Franzen loves birds – obsessively, rhapsodically, methodically — and for some years now, he’s been on a list-keeping crusade, recording all the far-flung avian specimens he’s sighted ... Why should we care? Franzen presents one reason. He believes that birds 'usefully indicate the health of … our ethical values' ... As he swings from disdain for others to cringing at his own shortcomings, [Franzen] makes a gift of his foibles — at least on the page. The End of the End of the Earth makes the most of them.
The language is simpler, the conclusions are clearer [than Franzen's previous collection of essays, How to Be Alone]. He sounds like he’s expressing himself, and having a good time, rather than instructing us. It’s like he’s looking at the moral duty in seeing and appreciating these worldly problems, but realizing that he doesn’t have to solve them ... The End of the End of the Earth, though an occasional strain for readers who don’t share Franzen’s affection for birds, communicates a compelling voice from a speaker who’s well-intentioned, well-studied and considerate, but hopelessly aloof.
In Franzen’s smart, often witty new essay collection, The End of the End of the Earth, he doesn’t so much embrace his curmudgeon image as unpack it ... Some of the book’s essays focus on varied subjects, such as technology, friendship and literature... But most of the essays migrate back to Franzen’s obsession with birds ... And when he catches sight of some of the rarest birds, he’s lyrically ecstatic.
There are plenty of opportunities to weep in The End of the End of the Earth – mostly for the birds – a collection of crystalline thought pieces and nonfiction stories. Even when you find yourself wagging your head in disagreement, you have to admire the work that went into the writing ... Though versed in birding, he makes no claims on being an expert: He makes mistakes, he maintains a life list, something a higher sort of birder would consider déclassé ... Franzen writes elegant essays without being prim because he is too idiosyncratic and opinionated for that, and his opinions are the kind that inevitably will ruffle feathers, which are the best kind.

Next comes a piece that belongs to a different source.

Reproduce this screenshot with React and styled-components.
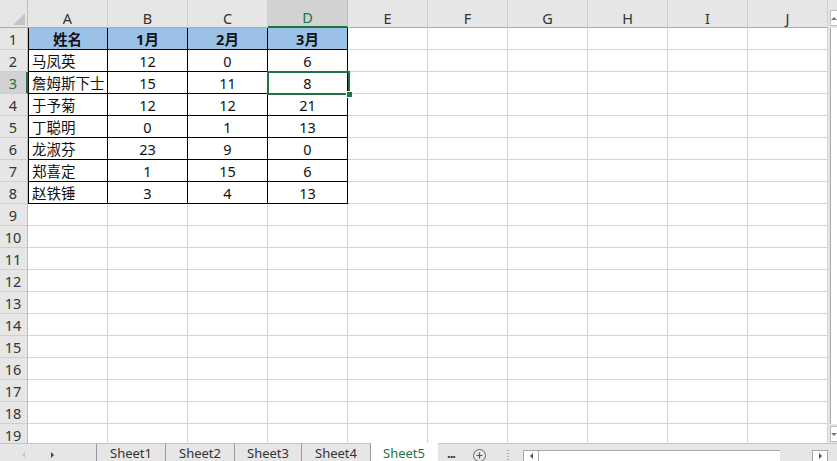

The End of the End of the Earth teems with exotic avian life, but don’t be scared off if, like me, you can’t tell a flappet lark from a bar-tailed godwit. Franzen... is just as eloquent when writing about friendship, technology and other novelists. Though the subject matter of these pieces varies widely, they’re united by a belief that, in our fragmented, increasingly absurd world, paying close attention — to the planet, to books, to those we love — is perhaps the most meaningful thing any of us can do ... In these subtle, nondidactic, immaculately written essays, [Franzen is] just encouraging us to look up from our screens.
Franzen’s third collection of recently published essays and speeches sparkles with intelligent and insightful forays into a limited range of subjects ... Witty, reflective, opinionated essays from a writer with the ability to 'laugh in dark times.'
A compulsive need to find order, and a love of birding, represent two of the central threads of this stimulating collection of previously published essays from novelist Franzen ... Franzen muses about writing, Edith Wharton, climate change, Antarctica, the photographs of Sarah Stolfa, and birds, always birds ... Whether observing the eerie beauty of Antarctica or dispensing Ten Rules for the Novelist, Franzen makes for an entertaining, sometimes prickly, but always quotable companion.